According to Abramson, the United States suffered two important and mutually reinforcing public-policy failures in the 1990s: the executive and judicial branches' failure to bring Microsoft to heel, and the legislative and judicial branches' failure to give us intellectual property law that strikes the right balance between creative freedom and incentives to create. These failures allowed predictable self-interested behavior (sometimes abusive, sometimes not) to distort the operation of markets, causing them to fail, too. When these failures denied investors and entrepreneurs the benefits they had banked on, the result was the collapse of the information economy.

Readers might reasonably ask whether anything that might be called the information economy actually collapsed. Because Digital Phoenix is essentially data free, we have to look elsewhere for answers. The North American Industrial Classification System (NAICS) provides a standard for aggregating business data into industries. NAICS group 51, information industries, includes publishing (books, newspapers, databases, and software); motion picture and sound recordings; broadcasting; Internet publishing; telecommunications; and Internet service providers, search portals, and data processing.

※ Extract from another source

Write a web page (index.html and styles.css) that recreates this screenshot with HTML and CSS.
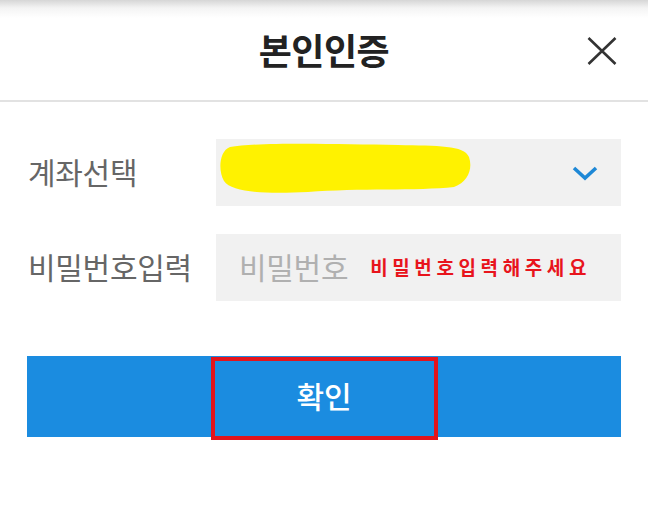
FILE: index.html
```html
<!DOCTYPE html>
<html>
<head>
<title>본인인증</title>
<meta name="viewport" content="width=device-width, initial-scale=1">
<link rel="stylesheet" href="styles.css">
</head>
<body>
  <div class="dialog">
    <div class="header">
      <span></span>
      <h1 class="title">본인인증</h1>
      <button class="close" aria-label="닫기">
        <svg width="30" height="28" viewBox="0 0 30 28">
          <path d="M1.5 1 L28.5 27 M28.5 1 L1.5 27" stroke="#333" stroke-width="2.6" fill="none"/>
        </svg>
      </button>
    </div>

    <div class="form">
      <div class="row">
        <label class="label">계좌선택</label>
        <div class="field field-select">
          <svg class="blob" width="256" height="54" viewBox="0 0 256 54">
            <path d="M12 6 C40 1 120 3 180 4 C220 5 246 4 251 16 C255 28 250 41 236 46 C200 50 140 47 90 51 C50 53 14 52 6 40 C0 30 1 10 12 6 Z" fill="#fff200"/>
          </svg>
          <svg class="chevron" width="26" height="15" viewBox="0 0 26 15">
            <path d="M2 2 L13 12 L24 2" stroke="#1e88d6" stroke-width="3.6" fill="none"/>
          </svg>
        </div>
      </div>

      <div class="row">
        <label class="label">비밀번호입력</label>
        <div class="field">
          <span class="placeholder">비밀번호</span>
          <span class="note">비밀번호입력해주세요</span>
        </div>
      </div>

      <div class="submit-wrap">
        <button class="btn-submit">확인</button>
        <div class="highlight"></div>
      </div>
    </div>
  </div>
</body>
</html>
```

FILE: styles.css
```css
body {
  margin: 0;
  background-color: white;
  font-family: "Noto Sans CJK KR", "Noto Sans", sans-serif;
}

.dialog {
  width: 648px;
  height: 510px;
  overflow: hidden;
}

.header {
  height: 100px;
  display: grid;
  grid-template-columns: 1fr auto 1fr;
  align-items: center;
  background: linear-gradient(to bottom, #d6d6d6 0, #f4f4f4 8px, #ffffff 18px);
  border-bottom: 2px solid #e2e2e2;
}

.title {
  margin: 0;
  font-size: 36px;
  font-weight: 700;
  color: #222;
  letter-spacing: -0.5px;
  padding-bottom: 2px;
}

.close {
  justify-self: end;
  margin-right: 31px;
  padding: 0;
  border: none;
  background: none;
  display: flex;
  margin-top: 2px;
}

.form {
  padding: 37px 27px 0 28px;
}

.row {
  display: flex;
  align-items: center;
  margin-bottom: 28px;
}

.label {
  width: 188px;
  font-size: 30px;
  color: #666;
  letter-spacing: -0.3px;
  padding-bottom: 4px;
}

.field {
  flex: 1;
  height: 67px;
  background-color: #f1f1f1;
  display: flex;
  align-items: center;
  padding: 0 23px;
  position: relative;
}

.field-select {
  justify-content: flex-end;
}

.blob {
  position: absolute;
  left: 2px;
  top: 2px;
}

.chevron {
  margin-top: 1px;
}

.placeholder {
  font-size: 30px;
  color: #b0b0b0;
  letter-spacing: -0.3px;
  padding-bottom: 3px;
}

.note {
  margin-left: 22px;
  font-size: 19px;
  font-weight: 700;
  color: #e8141c;
  letter-spacing: 4.6px;
  padding-bottom: 3px;
}

.submit-wrap {
  position: relative;
  margin-top: 55px;
  margin-left: -1px;
}

.btn-submit {
  width: 100%;
  height: 81px;
  border: none;
  background-color: #1b8ce0;
  color: white;
  font-family: inherit;
  font-size: 30px;
  font-weight: 500;
  padding-bottom: 4px;
  display: block;
}

.highlight {
  position: absolute;
  left: 184px;
  top: 1px;
  width: 219px;
  height: 75px;
  border: 4px solid #e3141c;
}
```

Bureau of Economic Analysis data for NAICS 51 show growth in nominal value added for every year from 1997 to 2004. Growth does slow from 9.7 percent in 1997 and 15 percent in 1998 to 4 percent in both 1999 and 2000, and then to 1.2 percent in 2002 and 1.6 percent in 2003, before recovering to 9.6 percent in 2004 (http://www.bea.gov/bea/industry/gpotables). These data indicate a slump, but hardly a collapse. Of course, Abramson might prefer a different designation of the information economy, but he doesn't tell us what it would be. His discussions include software, Internet services, telecommunications, movies, and sound recordings, so the NAICS group 81 designation looks pretty close.

Some things did collapse, of course. The...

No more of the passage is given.